TASK OBJECTIVE> Restate the entire listing word for word.

DATA BLOCK>
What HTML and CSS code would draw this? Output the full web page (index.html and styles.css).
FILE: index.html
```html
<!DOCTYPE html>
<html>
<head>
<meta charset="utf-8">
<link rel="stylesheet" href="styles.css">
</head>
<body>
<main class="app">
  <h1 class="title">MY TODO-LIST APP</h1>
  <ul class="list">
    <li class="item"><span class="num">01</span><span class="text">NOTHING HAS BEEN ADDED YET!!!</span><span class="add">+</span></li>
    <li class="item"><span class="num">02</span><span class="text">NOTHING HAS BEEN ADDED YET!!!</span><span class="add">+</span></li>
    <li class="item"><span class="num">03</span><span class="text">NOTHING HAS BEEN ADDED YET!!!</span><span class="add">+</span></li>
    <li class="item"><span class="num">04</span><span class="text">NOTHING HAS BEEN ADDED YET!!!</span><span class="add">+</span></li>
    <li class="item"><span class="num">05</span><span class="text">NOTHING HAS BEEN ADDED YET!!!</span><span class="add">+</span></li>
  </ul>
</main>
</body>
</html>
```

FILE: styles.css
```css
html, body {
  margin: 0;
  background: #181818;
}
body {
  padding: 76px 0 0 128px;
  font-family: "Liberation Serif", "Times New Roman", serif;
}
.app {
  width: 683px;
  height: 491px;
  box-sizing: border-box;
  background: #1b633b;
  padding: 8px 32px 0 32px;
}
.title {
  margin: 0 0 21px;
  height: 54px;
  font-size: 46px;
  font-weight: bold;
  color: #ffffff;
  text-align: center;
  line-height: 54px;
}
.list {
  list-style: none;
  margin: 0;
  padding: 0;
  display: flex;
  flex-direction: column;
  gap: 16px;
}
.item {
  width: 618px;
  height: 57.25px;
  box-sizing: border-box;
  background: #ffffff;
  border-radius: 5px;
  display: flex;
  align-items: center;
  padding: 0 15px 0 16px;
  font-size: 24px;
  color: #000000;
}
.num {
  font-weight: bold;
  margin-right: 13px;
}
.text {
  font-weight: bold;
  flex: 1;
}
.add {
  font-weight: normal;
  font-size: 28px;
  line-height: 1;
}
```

COMPLETE ANSWER>
What HTML and CSS code would draw this? Output the full web page (index.html and styles.css).
FILE: index.html
```html
<!DOCTYPE html>
<html>
<head>
<meta charset="utf-8">
<link rel="stylesheet" href="styles.css">
</head>
<body>
<main class="app">
  <h1 class="title">MY TODO-LIST APP</h1>
  <ul class="list">
    <li class="item"><span class="num">01</span><span class="text">NOTHING HAS BEEN ADDED YET!!!</span><span class="add">+</span></li>
    <li class="item"><span class="num">02</span><span class="text">NOTHING HAS BEEN ADDED YET!!!</span><span class="add">+</span></li>
    <li class="item"><span class="num">03</span><span class="text">NOTHING HAS BEEN ADDED YET!!!</span><span class="add">+</span></li>
    <li class="item"><span class="num">04</span><span class="text">NOTHING HAS BEEN ADDED YET!!!</span><span class="add">+</span></li>
    <li class="item"><span class="num">05</span><span class="text">NOTHING HAS BEEN ADDED YET!!!</span><span class="add">+</span></li>
  </ul>
</main>
</body>
</html>
```

FILE: styles.css
```css
html, body {
  margin: 0;
  background: #181818;
}
body {
  padding: 76px 0 0 128px;
  font-family: "Liberation Serif", "Times New Roman", serif;
}
.app {
  width: 683px;
  height: 491px;
  box-sizing: border-box;
  background: #1b633b;
  padding: 8px 32px 0 32px;
}
.title {
  margin: 0 0 21px;
  height: 54px;
  font-size: 46px;
  font-weight: bold;
  color: #ffffff;
  text-align: center;
  line-height: 54px;
}
.list {
  list-style: none;
  margin: 0;
  padding: 0;
  display: flex;
  flex-direction: column;
  gap: 16px;
}
.item {
  width: 618px;
  height: 57.25px;
  box-sizing: border-box;
  background: #ffffff;
  border-radius: 5px;
  display: flex;
  align-items: center;
  padding: 0 15px 0 16px;
  font-size: 24px;
  color: #000000;
}
.num {
  font-weight: bold;
  margin-right: 13px;
}
.text {
  font-weight: bold;
  flex: 1;
}
.add {
  font-weight: normal;
  font-size: 28px;
  line-height: 1;
}
```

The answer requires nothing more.